WHAT THE TASK ASKS: Drop every picture, then transcribe the remaining data exactly.

### DATA SEGMENT

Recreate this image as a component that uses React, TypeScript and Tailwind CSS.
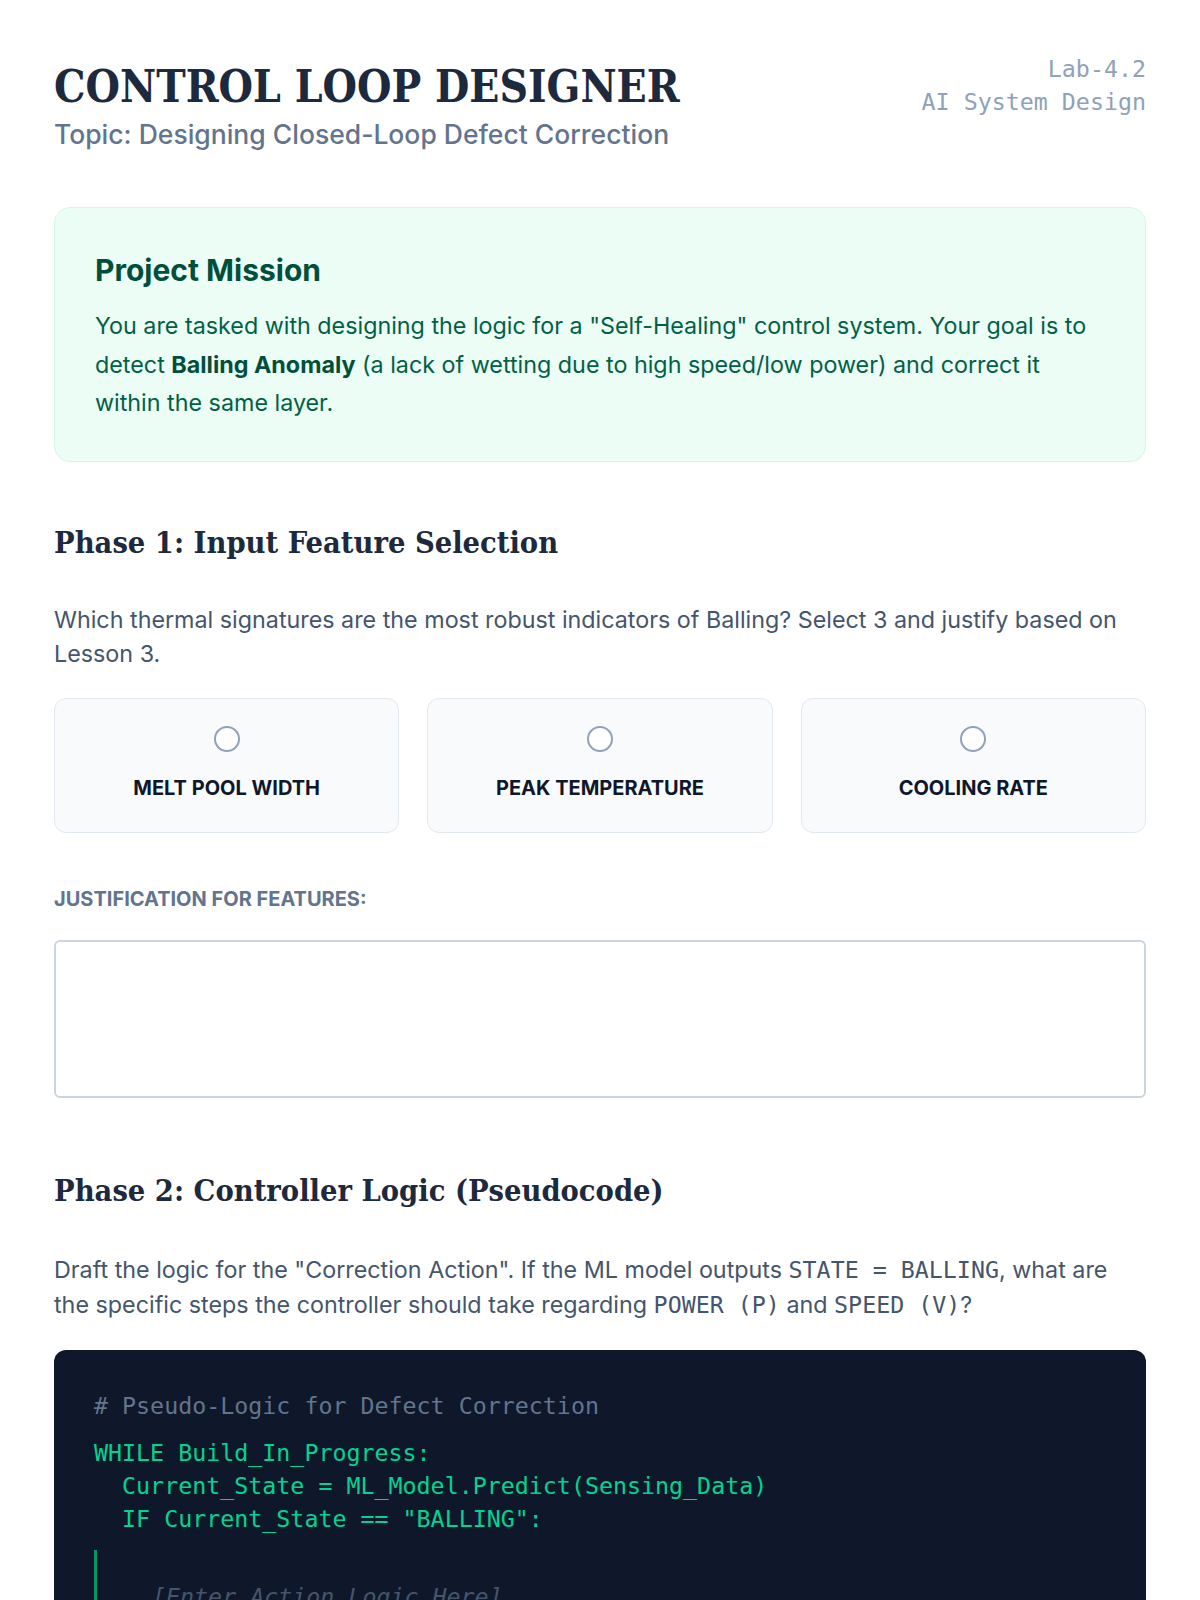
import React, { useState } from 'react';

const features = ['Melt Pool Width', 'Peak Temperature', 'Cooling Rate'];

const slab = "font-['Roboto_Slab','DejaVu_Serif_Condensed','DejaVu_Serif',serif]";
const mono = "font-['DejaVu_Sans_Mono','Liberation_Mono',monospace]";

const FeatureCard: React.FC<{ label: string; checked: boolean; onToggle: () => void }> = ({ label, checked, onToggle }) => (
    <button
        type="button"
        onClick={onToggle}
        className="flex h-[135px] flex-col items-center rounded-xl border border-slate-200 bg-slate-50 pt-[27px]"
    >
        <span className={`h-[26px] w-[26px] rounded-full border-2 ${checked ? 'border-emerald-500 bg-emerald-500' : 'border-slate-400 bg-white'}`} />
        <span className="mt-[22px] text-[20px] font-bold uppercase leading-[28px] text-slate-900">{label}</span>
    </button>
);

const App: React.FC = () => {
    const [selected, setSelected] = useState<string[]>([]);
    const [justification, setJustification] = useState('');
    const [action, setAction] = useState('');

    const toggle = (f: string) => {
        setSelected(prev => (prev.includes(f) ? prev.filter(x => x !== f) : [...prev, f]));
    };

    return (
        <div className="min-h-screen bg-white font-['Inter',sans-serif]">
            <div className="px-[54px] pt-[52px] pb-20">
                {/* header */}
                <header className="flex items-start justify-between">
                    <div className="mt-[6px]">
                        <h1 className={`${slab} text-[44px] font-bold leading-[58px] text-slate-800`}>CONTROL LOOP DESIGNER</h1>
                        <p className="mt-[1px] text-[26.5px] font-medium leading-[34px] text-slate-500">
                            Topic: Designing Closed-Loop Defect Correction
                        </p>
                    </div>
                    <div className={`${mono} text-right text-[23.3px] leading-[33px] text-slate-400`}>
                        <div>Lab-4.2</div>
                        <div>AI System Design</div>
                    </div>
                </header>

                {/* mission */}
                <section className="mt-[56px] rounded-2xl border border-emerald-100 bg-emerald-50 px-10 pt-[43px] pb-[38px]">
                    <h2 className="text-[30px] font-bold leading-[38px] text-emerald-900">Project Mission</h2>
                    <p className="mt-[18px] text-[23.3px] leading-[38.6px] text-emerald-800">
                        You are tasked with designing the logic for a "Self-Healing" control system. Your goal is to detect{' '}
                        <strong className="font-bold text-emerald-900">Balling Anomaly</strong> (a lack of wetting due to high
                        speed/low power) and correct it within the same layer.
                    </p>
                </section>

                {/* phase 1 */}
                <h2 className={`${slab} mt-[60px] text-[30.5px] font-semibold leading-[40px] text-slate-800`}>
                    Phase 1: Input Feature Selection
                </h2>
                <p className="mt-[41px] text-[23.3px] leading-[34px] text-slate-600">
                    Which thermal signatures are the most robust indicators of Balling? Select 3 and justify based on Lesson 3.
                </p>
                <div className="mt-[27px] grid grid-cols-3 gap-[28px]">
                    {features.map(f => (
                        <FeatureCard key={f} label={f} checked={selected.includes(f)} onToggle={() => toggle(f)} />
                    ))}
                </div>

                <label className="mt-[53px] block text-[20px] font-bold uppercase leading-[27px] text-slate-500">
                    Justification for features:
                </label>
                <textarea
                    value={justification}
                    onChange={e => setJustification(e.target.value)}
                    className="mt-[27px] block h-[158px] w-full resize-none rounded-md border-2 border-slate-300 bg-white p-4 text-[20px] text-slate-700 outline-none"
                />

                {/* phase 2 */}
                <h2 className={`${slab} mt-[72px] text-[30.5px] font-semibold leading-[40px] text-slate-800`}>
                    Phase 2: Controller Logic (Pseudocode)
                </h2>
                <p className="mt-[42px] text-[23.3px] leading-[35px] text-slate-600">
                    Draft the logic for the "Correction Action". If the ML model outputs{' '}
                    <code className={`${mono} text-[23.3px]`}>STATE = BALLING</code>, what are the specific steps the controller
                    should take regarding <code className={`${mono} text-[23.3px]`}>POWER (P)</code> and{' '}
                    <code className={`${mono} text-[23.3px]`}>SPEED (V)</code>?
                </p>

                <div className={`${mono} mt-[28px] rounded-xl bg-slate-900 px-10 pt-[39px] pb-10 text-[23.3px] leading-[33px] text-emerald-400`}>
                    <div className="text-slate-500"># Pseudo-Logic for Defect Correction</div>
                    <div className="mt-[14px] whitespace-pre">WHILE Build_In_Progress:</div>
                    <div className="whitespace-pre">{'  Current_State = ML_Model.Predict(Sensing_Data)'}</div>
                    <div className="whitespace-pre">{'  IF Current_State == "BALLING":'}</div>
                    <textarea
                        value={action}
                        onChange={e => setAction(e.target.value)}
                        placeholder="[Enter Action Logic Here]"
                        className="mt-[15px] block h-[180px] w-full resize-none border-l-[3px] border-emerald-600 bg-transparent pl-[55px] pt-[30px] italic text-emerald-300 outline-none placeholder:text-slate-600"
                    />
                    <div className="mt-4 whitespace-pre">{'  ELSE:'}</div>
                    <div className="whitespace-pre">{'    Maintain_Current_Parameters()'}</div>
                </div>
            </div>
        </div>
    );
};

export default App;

######

SOLUTION FOR THIS PROBLEM:
Recreate this image as a component that uses React, TypeScript and Tailwind CSS.
import React, { useState } from 'react';

const features = ['Melt Pool Width', 'Peak Temperature', 'Cooling Rate'];

const slab = "font-['Roboto_Slab','DejaVu_Serif_Condensed','DejaVu_Serif',serif]";
const mono = "font-['DejaVu_Sans_Mono','Liberation_Mono',monospace]";

const FeatureCard: React.FC<{ label: string; checked: boolean; onToggle: () => void }> = ({ label, checked, onToggle }) => (
    <button
        type="button"
        onClick={onToggle}
        className="flex h-[135px] flex-col items-center rounded-xl border border-slate-200 bg-slate-50 pt-[27px]"
    >
        <span className={`h-[26px] w-[26px] rounded-full border-2 ${checked ? 'border-emerald-500 bg-emerald-500' : 'border-slate-400 bg-white'}`} />
        <span className="mt-[22px] text-[20px] font-bold uppercase leading-[28px] text-slate-900">{label}</span>
    </button>
);

const App: React.FC = () => {
    const [selected, setSelected] = useState<string[]>([]);
    const [justification, setJustification] = useState('');
    const [action, setAction] = useState('');

    const toggle = (f: string) => {
        setSelected(prev => (prev.includes(f) ? prev.filter(x => x !== f) : [...prev, f]));
    };

    return (
        <div className="min-h-screen bg-white font-['Inter',sans-serif]">
            <div className="px-[54px] pt-[52px] pb-20">
                {/* header */}
                <header className="flex items-start justify-between">
                    <div className="mt-[6px]">
                        <h1 className={`${slab} text-[44px] font-bold leading-[58px] text-slate-800`}>CONTROL LOOP DESIGNER</h1>
                        <p className="mt-[1px] text-[26.5px] font-medium leading-[34px] text-slate-500">
                            Topic: Designing Closed-Loop Defect Correction
                        </p>
                    </div>
                    <div className={`${mono} text-right text-[23.3px] leading-[33px] text-slate-400`}>
                        <div>Lab-4.2</div>
                        <div>AI System Design</div>
                    </div>
                </header>

                {/* mission */}
                <section className="mt-[56px] rounded-2xl border border-emerald-100 bg-emerald-50 px-10 pt-[43px] pb-[38px]">
                    <h2 className="text-[30px] font-bold leading-[38px] text-emerald-900">Project Mission</h2>
                    <p className="mt-[18px] text-[23.3px] leading-[38.6px] text-emerald-800">
                        You are tasked with designing the logic for a "Self-Healing" control system. Your goal is to detect{' '}
                        <strong className="font-bold text-emerald-900">Balling Anomaly</strong> (a lack of wetting due to high
                        speed/low power) and correct it within the same layer.
                    </p>
                </section>

                {/* phase 1 */}
                <h2 className={`${slab} mt-[60px] text-[30.5px] font-semibold leading-[40px] text-slate-800`}>
                    Phase 1: Input Feature Selection
                </h2>
                <p className="mt-[41px] text-[23.3px] leading-[34px] text-slate-600">
                    Which thermal signatures are the most robust indicators of Balling? Select 3 and justify based on Lesson 3.
                </p>
                <div className="mt-[27px] grid grid-cols-3 gap-[28px]">
                    {features.map(f => (
                        <FeatureCard key={f} label={f} checked={selected.includes(f)} onToggle={() => toggle(f)} />
                    ))}
                </div>

                <label className="mt-[53px] block text-[20px] font-bold uppercase leading-[27px] text-slate-500">
                    Justification for features:
                </label>
                <textarea
                    value={justification}
                    onChange={e => setJustification(e.target.value)}
                    className="mt-[27px] block h-[158px] w-full resize-none rounded-md border-2 border-slate-300 bg-white p-4 text-[20px] text-slate-700 outline-none"
                />

                {/* phase 2 */}
                <h2 className={`${slab} mt-[72px] text-[30.5px] font-semibold leading-[40px] text-slate-800`}>
                    Phase 2: Controller Logic (Pseudocode)
                </h2>
                <p className="mt-[42px] text-[23.3px] leading-[35px] text-slate-600">
                    Draft the logic for the "Correction Action". If the ML model outputs{' '}
                    <code className={`${mono} text-[23.3px]`}>STATE = BALLING</code>, what are the specific steps the controller
                    should take regarding <code className={`${mono} text-[23.3px]`}>POWER (P)</code> and{' '}
                    <code className={`${mono} text-[23.3px]`}>SPEED (V)</code>?
                </p>

                <div className={`${mono} mt-[28px] rounded-xl bg-slate-900 px-10 pt-[39px] pb-10 text-[23.3px] leading-[33px] text-emerald-400`}>
                    <div className="text-slate-500"># Pseudo-Logic for Defect Correction</div>
                    <div className="mt-[14px] whitespace-pre">WHILE Build_In_Progress:</div>
                    <div className="whitespace-pre">{'  Current_State = ML_Model.Predict(Sensing_Data)'}</div>
                    <div className="whitespace-pre">{'  IF Current_State == "BALLING":'}</div>
                    <textarea
                        value={action}
                        onChange={e => setAction(e.target.value)}
                        placeholder="[Enter Action Logic Here]"
                        className="mt-[15px] block h-[180px] w-full resize-none border-l-[3px] border-emerald-600 bg-transparent pl-[55px] pt-[30px] italic text-emerald-300 outline-none placeholder:text-slate-600"
                    />
                    <div className="mt-4 whitespace-pre">{'  ELSE:'}</div>
                    <div className="whitespace-pre">{'    Maintain_Current_Parameters()'}</div>
                </div>
            </div>
        </div>
    );
};

export default App;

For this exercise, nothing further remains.